Informasi yang diterima dari salah seorang Rohingya yang terdampar di Aceh Utara mengatakan bahwa mereka berupaya menyelamatkan diri menuju Malaysia dengan menggunakan perahu. Mereka menempuh perjalanan selama 3 bulan hingga akhirnya terdampar dan diselamatkan oleh nelayan Aceh di Selat Malaka. 34 Rohingya dikabarkan tewas dalam perjalanan laut tersebut. Ratusan Rohingya lainnya saat ini ditampung di rumah-rumah warga, di mushola-mushola, dan di pesatren-pesatren sekitar di Aceh Utara.

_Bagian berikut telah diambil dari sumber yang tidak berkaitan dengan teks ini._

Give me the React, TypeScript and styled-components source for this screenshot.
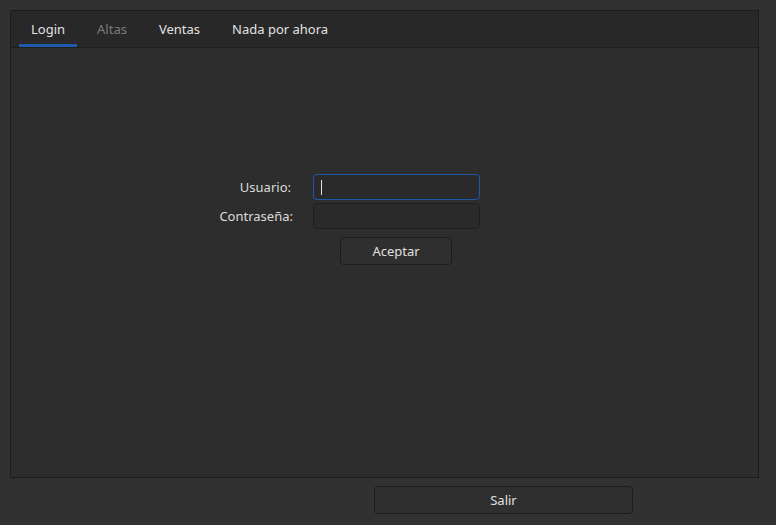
import React from "react";
import styled, { createGlobalStyle } from "styled-components";

const Global = createGlobalStyle`
  html, body { margin: 0; padding: 0; background: #313131; }
  body { font-family: "Noto Sans", "Open Sans", sans-serif; font-size: 13px; color: #dedede; }
`;

const Window = styled.div`
  width: 776px;
  height: 525px;
  box-sizing: border-box;
  padding: 10px 17px 11px 10px;
  display: flex;
  flex-direction: column;
  gap: 8px;
  background: #313131;
`;

const TabWidget = styled.div`
  flex: 1;
  display: flex;
  flex-direction: column;
  border: 1px solid #1c1c1c;
  background: #2d2d2d;
`;

const TabBar = styled.div`
  height: 36px;
  display: flex;
  gap: 8px;
  padding-left: 8px;
  background: #282828;
  border-bottom: 1px solid #1e1e1e;
`;

const Tab = styled.div<{ $active?: boolean; $disabled?: boolean }>`
  padding: 2px 12px 0;
  display: flex;
  align-items: center;
  box-sizing: border-box;
  border-bottom: 3px solid ${(p) => (p.$active ? "#1d5aa8" : "transparent")};
  color: ${(p) => (p.$disabled ? "#7b7b7b" : "#e2e2e2")};
`;

const Content = styled.div`
  flex: 1;
  padding-top: 126px;
  padding-left: 200px;
`;

const Form = styled.div`
  display: grid;
  grid-template-columns: 82px 167px;
  column-gap: 20px;
  row-gap: 3px;
  align-items: center;
`;

const Label = styled.div<{ $shift?: number }>`
  text-align: right;
  padding-right: ${(p) => p.$shift ?? 0}px;
  color: #dcdcdc;
`;

const Field = styled.div<{ $focus?: boolean }>`
  height: 26px;
  box-sizing: border-box;
  border-radius: 4px;
  border: 1px solid ${(p) => (p.$focus ? "#1c57a8" : "#1f1f1f")};
  background: #2a2a2a;
  display: flex;
  align-items: center;
  padding-left: 7px;
`;

const Caret = styled.span`
  width: 1px;
  height: 15px;
  background: #e0e0e0;
`;

const Button = styled.div`
  height: 28px;
  box-sizing: border-box;
  border: 1px solid #1c1c1c;
  border-radius: 4px;
  background: #2f2f2f;
  display: flex;
  align-items: center;
  justify-content: center;
  color: #e0e0e0;
`;

const AcceptButton = styled(Button)`
  grid-column: 2;
  width: 112px;
  margin-left: 27px;
  margin-top: 5px;
`;

const BottomRow = styled.div`
  display: grid;
  grid-template-columns: 364px 259px 1fr;
  height: 28px;
`;

const SalirButton = styled(Button)`
  grid-column: 2;
`;

export default function App() {
  return (
    <>
      <Global />
      <Window>
        <TabWidget>
          <TabBar>
            <Tab $active>Login</Tab>
            <Tab $disabled>Altas</Tab>
            <Tab>Ventas</Tab>
            <Tab>Nada por ahora</Tab>
          </TabBar>
          <Content>
            <Form>
              <Label $shift={2}>Usuario:</Label>
              <Field $focus>
                <Caret />
              </Field>
              <Label>Contraseña:</Label>
              <Field />
              <AcceptButton>Aceptar</AcceptButton>
            </Form>
          </Content>
        </TabWidget>
        <BottomRow>
          <SalirButton>Salir</SalirButton>
        </BottomRow>
      </Window>
    </>
  );
}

Berita eksodus Rohingya secara masif dari Myanmar memang sedang mengemuka di media-media internasional dan telah menyita perhatian masyarakat Internasional. Bahkan isu yang dimunculkan, negara-negara seperti Thailand, Malaysia, dan Indonesia dikabarkan telah melanggar Hukum Internasional dengan mengusir balik kapal-kapal Rohingya tersebut. Koordinator Advokasi Pengungsi dari SNH Advocacy Center, Heri Aryanto mengatakan bahwa menurut ketentuan Hukum yang telah berlaku secara Internasional, Rohingya yang mencoba menyelamatkan diri dari Arakan statusnya adalah sebagai Pencari Suaka. Oleh karenanya menurut Heri negara manapun dilarang untuk mengusir balik Rohingya kembali ke laut, apalagi menyuruh mereka kembali ke Myanmar. “Sungguh sebuah pelanggaran HAM dan pelanggaran prinsip non-refoulement apabila terbukti Thailand, Malaysia, dan Indonesia mengusir balik Rohingya”, tegasnya.

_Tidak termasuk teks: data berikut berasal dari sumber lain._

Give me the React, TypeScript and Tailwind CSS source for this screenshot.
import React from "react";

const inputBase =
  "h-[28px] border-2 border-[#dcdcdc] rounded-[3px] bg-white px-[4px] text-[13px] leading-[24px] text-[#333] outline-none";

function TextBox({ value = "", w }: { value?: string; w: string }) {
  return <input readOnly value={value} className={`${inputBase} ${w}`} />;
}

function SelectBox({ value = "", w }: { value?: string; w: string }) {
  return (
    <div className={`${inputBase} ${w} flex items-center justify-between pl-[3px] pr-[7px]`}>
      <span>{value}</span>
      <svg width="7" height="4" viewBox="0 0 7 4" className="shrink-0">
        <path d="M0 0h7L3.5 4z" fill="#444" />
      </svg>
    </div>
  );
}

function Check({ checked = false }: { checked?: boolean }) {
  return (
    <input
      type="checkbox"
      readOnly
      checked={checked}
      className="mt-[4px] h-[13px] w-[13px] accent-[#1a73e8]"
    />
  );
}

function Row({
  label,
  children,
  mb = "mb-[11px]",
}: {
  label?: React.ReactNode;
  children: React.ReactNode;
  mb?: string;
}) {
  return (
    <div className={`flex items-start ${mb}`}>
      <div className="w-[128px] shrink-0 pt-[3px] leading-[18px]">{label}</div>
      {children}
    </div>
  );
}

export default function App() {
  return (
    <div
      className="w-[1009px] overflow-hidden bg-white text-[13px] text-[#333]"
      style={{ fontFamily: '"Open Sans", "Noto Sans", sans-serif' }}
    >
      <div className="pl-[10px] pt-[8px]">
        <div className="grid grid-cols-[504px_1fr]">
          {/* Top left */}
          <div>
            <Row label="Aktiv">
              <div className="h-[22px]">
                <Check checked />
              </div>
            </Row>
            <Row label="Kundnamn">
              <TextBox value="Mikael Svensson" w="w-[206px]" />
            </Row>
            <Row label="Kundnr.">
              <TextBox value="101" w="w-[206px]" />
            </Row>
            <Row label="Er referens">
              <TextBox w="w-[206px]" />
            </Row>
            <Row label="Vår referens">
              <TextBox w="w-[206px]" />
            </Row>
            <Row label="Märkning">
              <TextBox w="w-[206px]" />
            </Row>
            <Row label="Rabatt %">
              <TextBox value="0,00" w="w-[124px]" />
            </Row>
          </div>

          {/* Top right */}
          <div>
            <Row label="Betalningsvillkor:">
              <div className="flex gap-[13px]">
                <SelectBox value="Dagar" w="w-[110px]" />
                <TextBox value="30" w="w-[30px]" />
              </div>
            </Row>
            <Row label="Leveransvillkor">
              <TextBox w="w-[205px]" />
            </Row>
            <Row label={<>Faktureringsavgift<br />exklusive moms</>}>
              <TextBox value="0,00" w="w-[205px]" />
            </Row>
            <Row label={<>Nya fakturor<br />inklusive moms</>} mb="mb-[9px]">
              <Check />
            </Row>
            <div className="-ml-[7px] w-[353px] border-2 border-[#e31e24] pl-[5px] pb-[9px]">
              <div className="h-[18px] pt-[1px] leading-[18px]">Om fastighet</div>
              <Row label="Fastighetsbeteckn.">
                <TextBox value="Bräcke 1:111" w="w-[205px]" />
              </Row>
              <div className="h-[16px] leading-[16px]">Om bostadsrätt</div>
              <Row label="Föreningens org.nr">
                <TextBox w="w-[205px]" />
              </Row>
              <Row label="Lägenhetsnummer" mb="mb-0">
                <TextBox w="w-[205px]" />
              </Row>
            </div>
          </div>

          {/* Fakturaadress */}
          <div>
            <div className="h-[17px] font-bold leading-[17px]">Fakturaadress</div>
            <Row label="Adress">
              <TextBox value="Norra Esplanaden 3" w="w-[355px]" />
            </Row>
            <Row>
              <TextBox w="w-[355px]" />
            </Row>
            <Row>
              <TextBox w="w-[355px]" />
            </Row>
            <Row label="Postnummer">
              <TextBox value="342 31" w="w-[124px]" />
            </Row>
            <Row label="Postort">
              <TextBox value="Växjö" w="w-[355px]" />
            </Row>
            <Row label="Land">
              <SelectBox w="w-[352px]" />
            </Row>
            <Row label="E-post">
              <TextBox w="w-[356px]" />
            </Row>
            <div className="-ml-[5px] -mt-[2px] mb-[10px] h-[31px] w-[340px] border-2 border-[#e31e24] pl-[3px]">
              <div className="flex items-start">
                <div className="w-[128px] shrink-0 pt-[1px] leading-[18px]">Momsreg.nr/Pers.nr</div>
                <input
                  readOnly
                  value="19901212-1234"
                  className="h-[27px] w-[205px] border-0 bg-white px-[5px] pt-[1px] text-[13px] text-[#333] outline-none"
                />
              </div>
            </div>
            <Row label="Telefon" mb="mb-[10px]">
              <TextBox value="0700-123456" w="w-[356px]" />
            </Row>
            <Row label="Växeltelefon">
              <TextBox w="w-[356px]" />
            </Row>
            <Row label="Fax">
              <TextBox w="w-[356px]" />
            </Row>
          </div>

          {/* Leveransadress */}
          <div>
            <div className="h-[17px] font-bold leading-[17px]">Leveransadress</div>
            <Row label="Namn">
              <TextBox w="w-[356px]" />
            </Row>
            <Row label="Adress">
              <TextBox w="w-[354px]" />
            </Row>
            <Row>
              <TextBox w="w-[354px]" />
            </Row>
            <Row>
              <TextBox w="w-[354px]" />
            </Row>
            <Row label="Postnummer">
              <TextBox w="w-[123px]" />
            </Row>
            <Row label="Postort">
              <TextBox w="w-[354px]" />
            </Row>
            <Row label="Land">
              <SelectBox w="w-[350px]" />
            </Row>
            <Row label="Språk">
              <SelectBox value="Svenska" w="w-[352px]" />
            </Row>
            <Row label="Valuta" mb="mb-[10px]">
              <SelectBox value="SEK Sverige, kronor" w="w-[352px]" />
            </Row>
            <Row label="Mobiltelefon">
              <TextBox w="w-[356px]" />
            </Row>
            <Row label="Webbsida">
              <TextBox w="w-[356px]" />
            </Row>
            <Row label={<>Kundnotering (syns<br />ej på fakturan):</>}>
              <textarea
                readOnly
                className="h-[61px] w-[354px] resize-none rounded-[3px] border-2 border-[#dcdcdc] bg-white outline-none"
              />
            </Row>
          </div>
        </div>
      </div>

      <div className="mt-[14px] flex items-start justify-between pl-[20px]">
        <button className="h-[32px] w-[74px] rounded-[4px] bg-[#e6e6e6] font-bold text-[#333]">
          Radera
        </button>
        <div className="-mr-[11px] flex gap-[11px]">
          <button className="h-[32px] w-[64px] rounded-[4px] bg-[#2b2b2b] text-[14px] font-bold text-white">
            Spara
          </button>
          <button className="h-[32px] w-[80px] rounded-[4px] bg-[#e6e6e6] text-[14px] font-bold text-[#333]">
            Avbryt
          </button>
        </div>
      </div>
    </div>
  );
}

Prinsip non-refoulement yang berlaku secara internasional memang menegaskan bahwa suatu negara tidak diperbolehkan mengirim kembali seseorang ke negara asal, tempat situasi dimana penganiayaan mungkin terjadi. Tidak hanya itu, prinsip ini juga melarang pengiriman ke negara lain yang berpotensi menimbulkan penganiayaan baru. “Mau tidak mau dan suka tidak suka kita sudah terikat hukum internasional, jadi kita harus memperlakukan secara baik Rohingya yang mencari suaka ke Indonesia”, imbuhnya.
Lanjut menurut Heri, bahwa eksodus Rohingya secara masif dari Myanmar merupakan bukti bahwa pemerintah Myanmar telah mengabaikan hak-hak Rohingya sebagaimana diamanatkan Dekralasi Universal Hak Asasi Manusia tahun 1948. Bahkan, Myanmar secara terang-terangkan mengabaikan Resolusi PBB untuk mengakui hak kewarganegaraan penuh Rohingya. Disamping itu menurutnya, penindasan yang dilakukan terhadap Rohingya telah menimbulkan implikasi baru, yaitu munculnya perdagangan dan penyelundupan orang. Solusi untuk menghentikannya adalah dengan menekan Myanmar baik dalam forum bilateral maupun ASEAN, untuk segera mengembalikan hak-hak kewarganegaraan Rohingya secara penuh. “Indonesia sebagai negara yang disegani Myanmar harusnya bisa menekan Myanmar, kalau mereka nggak mau, Indonesia tuntut mundur saja Myanmar dari jabatan Ketua ASEAN”, pungkasnya. [AW]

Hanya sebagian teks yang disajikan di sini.